Friday, June 3, 2011

Confusion, part one

“For false messiahs and false prophets will appear and perform great signs and wonders to deceive, if possible, even the elect.”

Working from the premise that deception is a product of confusion about truth, this passage foretells of a great confusion in the world; a confusion that not even the elect would escape save for the supernatural hand of God. Though we have our fair share of false prophets in these days, we have not yet seen from them, as far as I know, “great signs and wonders”. But we are most certainly living in a time of great confusion. That said, it makes me ask if we are living in a time of unprecedented confusion? I don’t know, but consider a few things.

Harold Camping's recent folly is but the latest of many such follies. One of the saddest commentaries on Camping's prediction is not that he ignored clear scripture, or that he had to torture scripture to make it agree with his hair-brained numbers game, but instead it is the amount of confusion he has wrought. Such nonsense plays right into the hands of the mockers of Christianity. Such deserved mockery brings about wide spread confusion.


Stan said...

Scripture promises skeptics to our belief in the return of Christ. It's such a horrible shame that people clothed in "Christian" garb are the ones most readily producing such skeptics.

(Funny thing. I didn't believe for an instant that Camping was right, but I sure wished he had been.)

Neil said...

I like to expose false teachers and fight their ideologies, but sometimes I think their followers get what they deserve. People like Camping, McLaren, Currie, etc. are so transparently false that people should know better.

Susan said...

So many things attempt to make a mockery of our faith and THE TRUTH of Christ. The word does predict it will grow worse. I often say to Mickey and think it just can't get any worse, but it does. ALL of us need to be alert and on our guard.

Craig and Heather said...

That said, it makes me ask if we are living in a time of unprecedented confusion?

I tend to think that one of Satan's most powerful weapons is confusion. The closer a lie is to the truth, the more destructive it can be.
Even the first century church had to deal with false rumors that the resurrection had already occurred, heresies regarding the nature of Christ, legalism and licentiousness. Much of what we see in the various cults and false prophets of our time appears to be an amplification of the errors the apostles fought so hard to keep out of the Church.

If nothing else, the recognition that wolves run in packs ought to keep Christians on our knees and not wandering from the relative safety of the flock.


Mary Lee said...

What is really sad is how many people blindly follow a man because they need something/someone to believe in; without checking to see what the Bible says.

Z said...

You're so right about how Camping helped the mockers of Christianity step it if many had given 3 seconds of time to his preposterous predictions?
I figured it was the safest day EVER because the SCripture's so clear nobody will know the time or day :-)

Dan said...


Interestingly enough, if May 21st had been the day I think I would have thought "what a coincidence".


I agree that sometimes the confusion doesn't seem like it could get worse.
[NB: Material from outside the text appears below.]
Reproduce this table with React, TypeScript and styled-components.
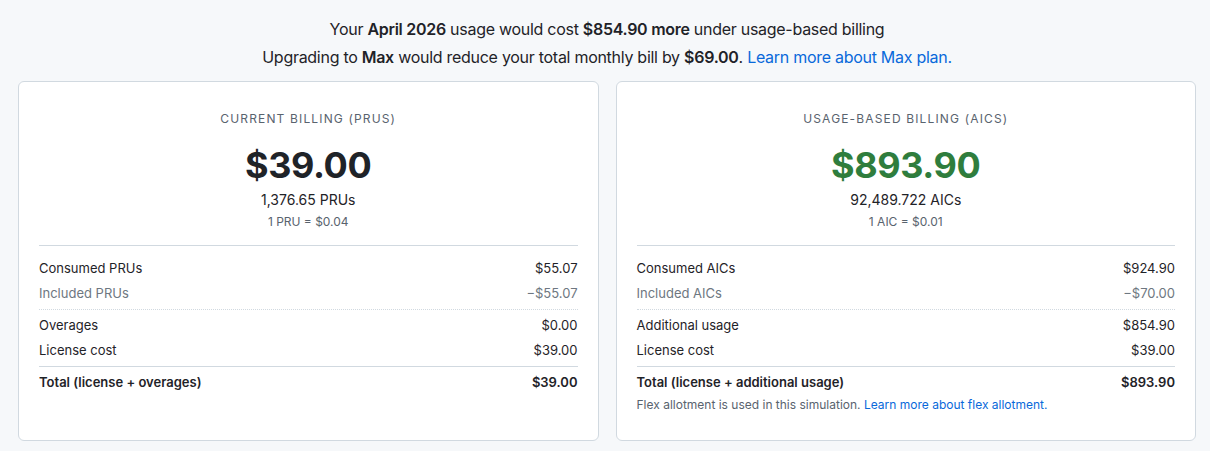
import styled, { createGlobalStyle } from "styled-components";

const GlobalStyle = createGlobalStyle`
  body {
    margin: 0;
    background: #f6f8fa;
    font-family: Inter, "Liberation Sans", sans-serif;
    color: #1f2328;
  }
`;

const Page = styled.div`
  padding: 15px 14px 10px 18px;
`;

const Summary = styled.div`
  text-align: center;
  font-size: 16px;
  letter-spacing: -0.28px;
  line-height: 28px;
  margin-bottom: 10px;
  b {
    font-weight: 600;
  }
`;

const Link = styled.a`
  color: #0969da;
  text-decoration: none;
`;

const Cards = styled.div`
  display: grid;
  grid-template-columns: 1fr 1fr;
  gap: 17px;
`;

const Card = styled.div`
  background: #fff;
  border: 1px solid #d1d9e0;
  border-radius: 6px;
  padding: 28px 20px 20px;
  height: 360px;
  box-sizing: border-box;
`;

const CardHead = styled.div`
  text-align: center;
  padding-bottom: 14px;
  border-bottom: 1px solid #d1d9e0;
`;

const Label = styled.div`
  font-size: 12px;
  letter-spacing: 1.15px;
  color: #59636e;
  line-height: 18px;
`;

const Amount = styled.div<{ $green?: boolean }>`
  font-size: 36px;
  font-weight: 700;
  letter-spacing: -0.4px;
  line-height: 44px;
  margin-top: 15px;
  color: ${(p) => (p.$green ? "#2f7d3d" : "#1f2328")};
`;

const Units = styled.div`
  font-size: 14px;
  line-height: 20px;
  margin-top: 3px;
`;

const Rate = styled.div`
  font-size: 12px;
  line-height: 18px;
  margin-top: 3px;
  color: #59636e;
`;

const Rows = styled.div`
  padding-top: 10px;
`;

const Row = styled.div<{ $muted?: boolean; $bold?: boolean }>`
  display: flex;
  justify-content: space-between;
  font-size: 13px;
  line-height: 25px;
  color: ${(p) => (p.$muted ? "#6e7781" : "#1f2328")};
  font-weight: ${(p) => (p.$bold ? 600 : 400)};
`;

const Divider = styled.div<{ $dotted?: boolean }>`
  border-top: 1px ${(p) => (p.$dotted ? "dotted" : "solid")} #d1d9e0;
  margin: 3px 0 3px;
`;

const Note = styled.div`
  font-size: 12px;
  line-height: 18px;
  color: #59636e;
  margin-top: 1px;
`;

interface IBillingCardProps {
  label: string;
  amount: string;
  green?: boolean;
  units: string;
  rate: string;
  consumedLabel: string;
  consumed: string;
  includedLabel: string;
  included: string;
  extraLabel: string;
  extra: string;
  totalLabel: string;
  total: string;
  note?: boolean;
}

function BillingCard(props: IBillingCardProps) {
  return (
    <Card>
      <CardHead>
        <Label>{props.label}</Label>
        <Amount $green={props.green}>{props.amount}</Amount>
        <Units>{props.units}</Units>
        <Rate>{props.rate}</Rate>
      </CardHead>
      <Rows>
        <Row>
          <span>{props.consumedLabel}</span>
          <span>{props.consumed}</span>
        </Row>
        <Row $muted>
          <span>{props.includedLabel}</span>
          <span>{props.included}</span>
        </Row>
        <Divider $dotted />
        <Row>
          <span>{props.extraLabel}</span>
          <span>{props.extra}</span>
        </Row>
        <Row>
          <span>License cost</span>
          <span>$39.00</span>
        </Row>
        <Divider />
        <Row $bold>
          <span>{props.totalLabel}</span>
          <span>{props.total}</span>
        </Row>
        {props.note && (
          <Note>
            Flex allotment is used in this simulation.{" "}
            <Link href="#">Learn more about flex allotment.</Link>
          </Note>
        )}
      </Rows>
    </Card>
  );
}

export default function App() {
  return (
    <Page>
      <GlobalStyle />
      <Summary>
        <div>
          Your <b>April 2026</b> usage would cost <b>$854.90 more</b> under
          usage-based billing
        </div>
        <div>
          Upgrading to <b>Max</b> would reduce your total monthly bill by{" "}
          <b>$69.00</b>. <Link href="#">Learn more about Max plan.</Link>
        </div>
      </Summary>
      <Cards>
        <BillingCard
          label="CURRENT BILLING (PRUS)"
          amount="$39.00"
          units="1,376.65 PRUs"
          rate="1 PRU = $0.04"
          consumedLabel="Consumed PRUs"
          consumed="$55.07"
          includedLabel="Included PRUs"
          included="−$55.07"
          extraLabel="Overages"
          extra="$0.00"
          totalLabel="Total (license + overages)"
          total="$39.00"
        />
        <BillingCard
          label="USAGE-BASED BILLING (AICS)"
          amount="$893.90"
          green
          units="92,489.722 AICs"
          rate="1 AIC = $0.01"
          consumedLabel="Consumed AICs"
          consumed="$924.90"
          includedLabel="Included AICs"
          included="−$70.00"
          extraLabel="Additional usage"
          extra="$854.90"
          totalLabel="Total (license + additional usage)"
          total="$893.90"
          note
        />
      </Cards>
    </Page>
  );
}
I of the opinion that societies have to have a frame of reference to keep from flying apart. I'm thinking that the remainder of my life I will get to see first hand if my opinion has merit.

Dan said...


I can't agree more. I listened to Camping on my drive home in the evenings. I was amazed by how much I agreed with what he said, which, I think, was much worse. The extent to which truth is intertwined seems to be a major factor. Some deceptions only have a smidgen of truth, like those named by Neil above and others like Oprah and even Obama. On the outside, for those who live their lives emotionally as opposed to thoughtfully, these wolves are angels of light.

Mary Lee

Very insightful. Romans 8 says "For those are according to the flesh set their minds on the things of the flesh, and those who are according to the spirit set their minds on the things of the spirit." Setting our minds on the things of the flesh causes us to be let away by strangers dressed in the flesh because we don't have the eyes for spiritual things.


I think it was the billboards that turned this from the rantings of an aged kook to a national embarrassment. I for one, because of the many signs I passed bringing it to mind, was caused to think about it often. Good point, it probably was the least likely day ever. As I responded to Stan above, I think my first thought would have been, "what a coincidence", had Jesus returned on that day.

Craig's Build said...

While most of the Church agreed that Camping was nutty. I would suggest that the return of Christ is something to be looked forward to.

Imagine my surprise when the guest preacher at the church I was at indicated what a relief it was that Christ did not return.

So Stan, you're right on. Didn't for a moment think Camping was right, but kind of disappointed that we're still waiting.

Don't you think that the minute someone sets a date God just kind of says "Well I guess it won't be the 21st."

Fredd said...

There's always been nuts walking around with sandwich billboards proclaiming 'The End is Near'.

And there are a lot more nuts with sandwisch billboards to come. I tend to just ignore them. When the end comes, it will come, and there's nothing really anyone can do about it.

Dan said...

"I would suggest that the return of Christ is something to be looked forward to. "

Me too.


Well... there's really not nothing we can do. We can prepare ourselves and look longingly for that day.